[Short problem] Extract, from the listing that follows, each line containing the word "code".

[Given data]
-----

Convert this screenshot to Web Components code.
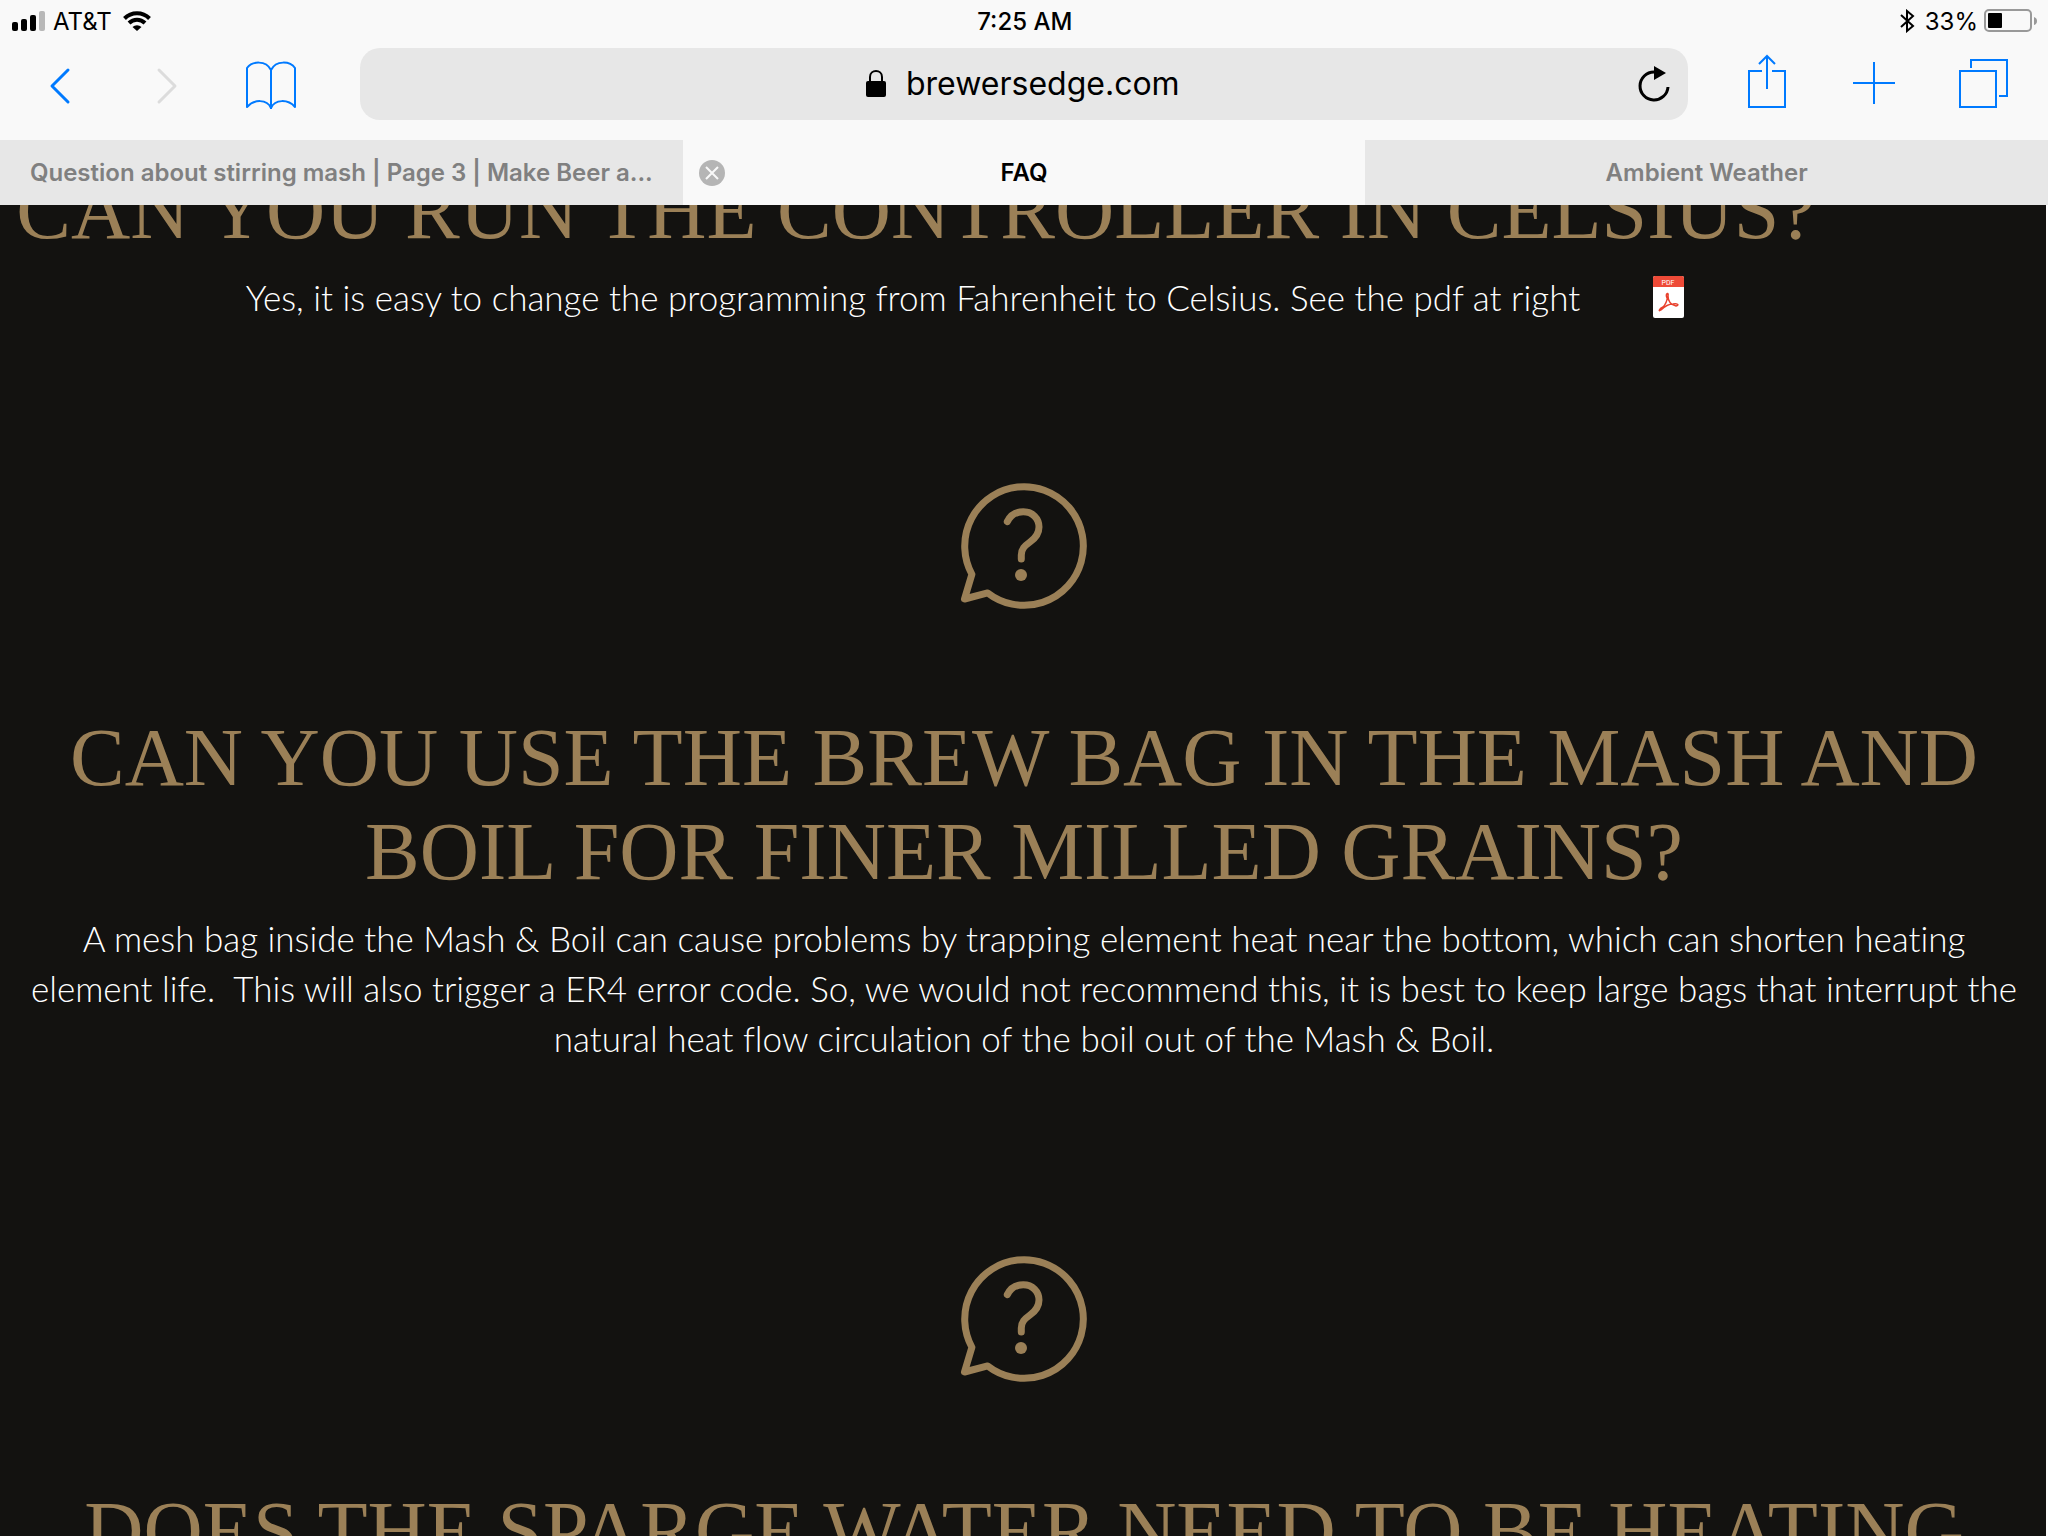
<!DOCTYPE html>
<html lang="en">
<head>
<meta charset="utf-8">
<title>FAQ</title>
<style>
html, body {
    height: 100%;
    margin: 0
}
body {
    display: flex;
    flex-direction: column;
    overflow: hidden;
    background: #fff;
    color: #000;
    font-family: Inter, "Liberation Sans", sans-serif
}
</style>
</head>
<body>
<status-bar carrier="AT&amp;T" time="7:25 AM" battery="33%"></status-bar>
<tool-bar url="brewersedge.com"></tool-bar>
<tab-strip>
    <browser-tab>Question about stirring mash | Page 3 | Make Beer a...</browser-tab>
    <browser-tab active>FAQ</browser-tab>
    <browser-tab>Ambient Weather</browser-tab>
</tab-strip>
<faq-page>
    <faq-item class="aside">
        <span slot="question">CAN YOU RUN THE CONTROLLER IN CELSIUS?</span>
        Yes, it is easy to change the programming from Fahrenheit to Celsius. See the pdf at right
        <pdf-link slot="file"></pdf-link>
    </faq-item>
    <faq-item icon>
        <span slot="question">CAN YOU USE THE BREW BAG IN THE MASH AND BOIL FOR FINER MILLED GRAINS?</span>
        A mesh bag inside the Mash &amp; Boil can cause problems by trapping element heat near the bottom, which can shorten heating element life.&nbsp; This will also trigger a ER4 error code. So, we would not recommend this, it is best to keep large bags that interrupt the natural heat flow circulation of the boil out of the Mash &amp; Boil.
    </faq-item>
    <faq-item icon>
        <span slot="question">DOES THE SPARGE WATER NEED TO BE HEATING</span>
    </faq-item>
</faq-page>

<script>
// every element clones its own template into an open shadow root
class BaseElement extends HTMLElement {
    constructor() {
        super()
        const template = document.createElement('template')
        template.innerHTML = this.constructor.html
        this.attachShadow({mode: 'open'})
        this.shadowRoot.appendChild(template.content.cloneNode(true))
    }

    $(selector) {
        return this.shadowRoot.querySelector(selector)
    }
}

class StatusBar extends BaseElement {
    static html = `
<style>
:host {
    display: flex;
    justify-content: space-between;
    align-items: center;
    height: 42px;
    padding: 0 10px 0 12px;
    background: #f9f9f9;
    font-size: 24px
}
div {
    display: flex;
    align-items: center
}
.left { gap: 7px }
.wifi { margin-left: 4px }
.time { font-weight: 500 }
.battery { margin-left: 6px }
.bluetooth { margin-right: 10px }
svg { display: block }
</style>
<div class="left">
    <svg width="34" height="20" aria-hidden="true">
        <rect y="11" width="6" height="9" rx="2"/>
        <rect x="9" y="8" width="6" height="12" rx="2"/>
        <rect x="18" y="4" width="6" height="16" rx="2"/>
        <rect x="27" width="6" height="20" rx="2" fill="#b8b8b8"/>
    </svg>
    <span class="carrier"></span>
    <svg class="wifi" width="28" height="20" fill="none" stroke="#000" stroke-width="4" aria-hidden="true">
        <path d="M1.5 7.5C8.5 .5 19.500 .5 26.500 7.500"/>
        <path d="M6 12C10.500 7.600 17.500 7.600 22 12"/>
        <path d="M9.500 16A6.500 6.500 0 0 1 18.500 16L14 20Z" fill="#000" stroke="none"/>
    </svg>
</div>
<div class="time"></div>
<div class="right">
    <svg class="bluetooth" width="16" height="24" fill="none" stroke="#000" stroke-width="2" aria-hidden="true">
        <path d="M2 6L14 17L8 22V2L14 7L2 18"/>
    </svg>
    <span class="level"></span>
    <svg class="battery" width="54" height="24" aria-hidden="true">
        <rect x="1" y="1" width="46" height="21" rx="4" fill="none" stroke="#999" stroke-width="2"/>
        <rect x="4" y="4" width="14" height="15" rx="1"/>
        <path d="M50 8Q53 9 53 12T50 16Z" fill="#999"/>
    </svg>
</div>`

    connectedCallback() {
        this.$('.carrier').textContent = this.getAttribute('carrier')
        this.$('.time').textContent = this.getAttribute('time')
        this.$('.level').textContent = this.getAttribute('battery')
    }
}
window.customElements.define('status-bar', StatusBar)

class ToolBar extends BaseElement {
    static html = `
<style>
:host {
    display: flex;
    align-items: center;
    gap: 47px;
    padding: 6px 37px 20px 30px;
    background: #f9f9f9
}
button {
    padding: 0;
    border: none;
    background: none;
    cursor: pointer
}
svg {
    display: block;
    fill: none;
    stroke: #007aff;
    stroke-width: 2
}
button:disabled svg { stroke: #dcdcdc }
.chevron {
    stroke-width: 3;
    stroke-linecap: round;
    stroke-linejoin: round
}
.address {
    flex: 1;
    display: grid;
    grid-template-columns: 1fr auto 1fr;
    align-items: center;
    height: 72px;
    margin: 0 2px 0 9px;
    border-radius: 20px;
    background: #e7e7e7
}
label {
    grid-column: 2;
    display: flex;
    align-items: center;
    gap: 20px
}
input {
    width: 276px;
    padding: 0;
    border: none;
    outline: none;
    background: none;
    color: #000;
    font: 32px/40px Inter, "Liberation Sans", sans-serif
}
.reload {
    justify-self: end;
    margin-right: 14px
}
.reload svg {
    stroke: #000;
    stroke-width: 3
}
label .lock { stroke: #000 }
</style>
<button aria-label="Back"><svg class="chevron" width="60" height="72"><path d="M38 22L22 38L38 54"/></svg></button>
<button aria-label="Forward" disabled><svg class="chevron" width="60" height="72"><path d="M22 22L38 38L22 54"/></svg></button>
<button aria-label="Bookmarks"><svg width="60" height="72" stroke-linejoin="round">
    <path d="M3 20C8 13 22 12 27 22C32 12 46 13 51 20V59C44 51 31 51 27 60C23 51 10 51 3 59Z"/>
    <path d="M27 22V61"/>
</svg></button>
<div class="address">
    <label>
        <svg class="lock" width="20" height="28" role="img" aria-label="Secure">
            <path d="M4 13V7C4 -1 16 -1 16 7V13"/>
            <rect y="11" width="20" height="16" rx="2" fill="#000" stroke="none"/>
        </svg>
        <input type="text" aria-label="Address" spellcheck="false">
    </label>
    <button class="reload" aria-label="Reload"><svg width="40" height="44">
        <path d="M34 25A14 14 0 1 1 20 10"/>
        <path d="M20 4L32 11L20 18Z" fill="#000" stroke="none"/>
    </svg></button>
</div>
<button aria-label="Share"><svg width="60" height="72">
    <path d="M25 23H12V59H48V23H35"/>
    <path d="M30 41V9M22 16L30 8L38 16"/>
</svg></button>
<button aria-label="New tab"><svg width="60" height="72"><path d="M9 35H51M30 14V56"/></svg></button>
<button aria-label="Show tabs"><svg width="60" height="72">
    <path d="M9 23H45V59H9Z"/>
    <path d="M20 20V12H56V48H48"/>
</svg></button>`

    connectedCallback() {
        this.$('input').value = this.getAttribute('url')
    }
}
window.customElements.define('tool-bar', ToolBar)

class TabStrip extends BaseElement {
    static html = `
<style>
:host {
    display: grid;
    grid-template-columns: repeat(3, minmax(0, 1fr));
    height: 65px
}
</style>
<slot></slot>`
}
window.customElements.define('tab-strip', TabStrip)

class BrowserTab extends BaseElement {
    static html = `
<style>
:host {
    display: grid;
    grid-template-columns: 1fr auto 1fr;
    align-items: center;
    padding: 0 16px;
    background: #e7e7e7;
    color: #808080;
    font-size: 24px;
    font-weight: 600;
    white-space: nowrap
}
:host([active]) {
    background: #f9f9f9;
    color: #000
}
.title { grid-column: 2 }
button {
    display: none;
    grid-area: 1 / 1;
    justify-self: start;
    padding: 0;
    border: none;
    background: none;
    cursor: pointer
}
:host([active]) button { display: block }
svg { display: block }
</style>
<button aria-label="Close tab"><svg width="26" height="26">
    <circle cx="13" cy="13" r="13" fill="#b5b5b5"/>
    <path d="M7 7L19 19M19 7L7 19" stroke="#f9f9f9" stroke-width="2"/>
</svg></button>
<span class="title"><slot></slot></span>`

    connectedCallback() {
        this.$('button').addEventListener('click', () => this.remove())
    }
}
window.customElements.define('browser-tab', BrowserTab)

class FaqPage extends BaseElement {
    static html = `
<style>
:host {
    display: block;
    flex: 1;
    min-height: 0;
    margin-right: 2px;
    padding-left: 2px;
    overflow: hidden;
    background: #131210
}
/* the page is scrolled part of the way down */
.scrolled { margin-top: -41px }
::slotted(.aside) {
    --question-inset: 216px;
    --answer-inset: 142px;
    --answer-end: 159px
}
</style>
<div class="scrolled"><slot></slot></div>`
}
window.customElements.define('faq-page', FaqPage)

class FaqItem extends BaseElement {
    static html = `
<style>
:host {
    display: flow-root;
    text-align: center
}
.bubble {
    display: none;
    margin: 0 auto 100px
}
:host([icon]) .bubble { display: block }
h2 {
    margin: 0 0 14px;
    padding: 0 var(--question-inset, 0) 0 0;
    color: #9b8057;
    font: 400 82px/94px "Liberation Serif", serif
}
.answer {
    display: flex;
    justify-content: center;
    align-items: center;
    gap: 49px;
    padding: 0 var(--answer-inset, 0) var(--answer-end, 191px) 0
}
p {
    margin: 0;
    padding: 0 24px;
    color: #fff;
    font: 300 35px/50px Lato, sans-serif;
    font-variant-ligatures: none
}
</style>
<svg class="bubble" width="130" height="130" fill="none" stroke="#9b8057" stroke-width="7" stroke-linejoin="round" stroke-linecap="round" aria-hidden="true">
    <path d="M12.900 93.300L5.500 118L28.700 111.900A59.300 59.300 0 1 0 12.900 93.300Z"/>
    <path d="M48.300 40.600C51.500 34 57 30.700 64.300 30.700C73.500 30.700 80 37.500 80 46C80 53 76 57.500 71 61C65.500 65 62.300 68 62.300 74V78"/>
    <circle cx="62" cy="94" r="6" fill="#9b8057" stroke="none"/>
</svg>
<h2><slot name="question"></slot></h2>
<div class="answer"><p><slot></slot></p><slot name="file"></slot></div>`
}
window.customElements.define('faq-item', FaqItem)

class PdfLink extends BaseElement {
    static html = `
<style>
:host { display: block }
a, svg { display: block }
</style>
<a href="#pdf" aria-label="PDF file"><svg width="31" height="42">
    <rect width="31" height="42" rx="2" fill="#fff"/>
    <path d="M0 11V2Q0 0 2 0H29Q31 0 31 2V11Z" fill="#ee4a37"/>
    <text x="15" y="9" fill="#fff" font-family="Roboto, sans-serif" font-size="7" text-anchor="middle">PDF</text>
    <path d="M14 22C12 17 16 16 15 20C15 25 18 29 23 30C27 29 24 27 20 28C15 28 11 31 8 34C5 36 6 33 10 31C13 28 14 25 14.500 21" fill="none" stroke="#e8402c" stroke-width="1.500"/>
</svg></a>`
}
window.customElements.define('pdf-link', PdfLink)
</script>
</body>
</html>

-----

[Answer for the task]
Convert this screenshot to Web Components code.
        A mesh bag inside the Mash &amp; Boil can cause problems by trapping element heat near the bottom, which can shorten heating element life.&nbsp; This will also trigger a ER4 error code. So, we would not recommend this, it is best to keep large bags that interrupt the natural heat flow circulation of the boil out of the Mash &amp; Boil.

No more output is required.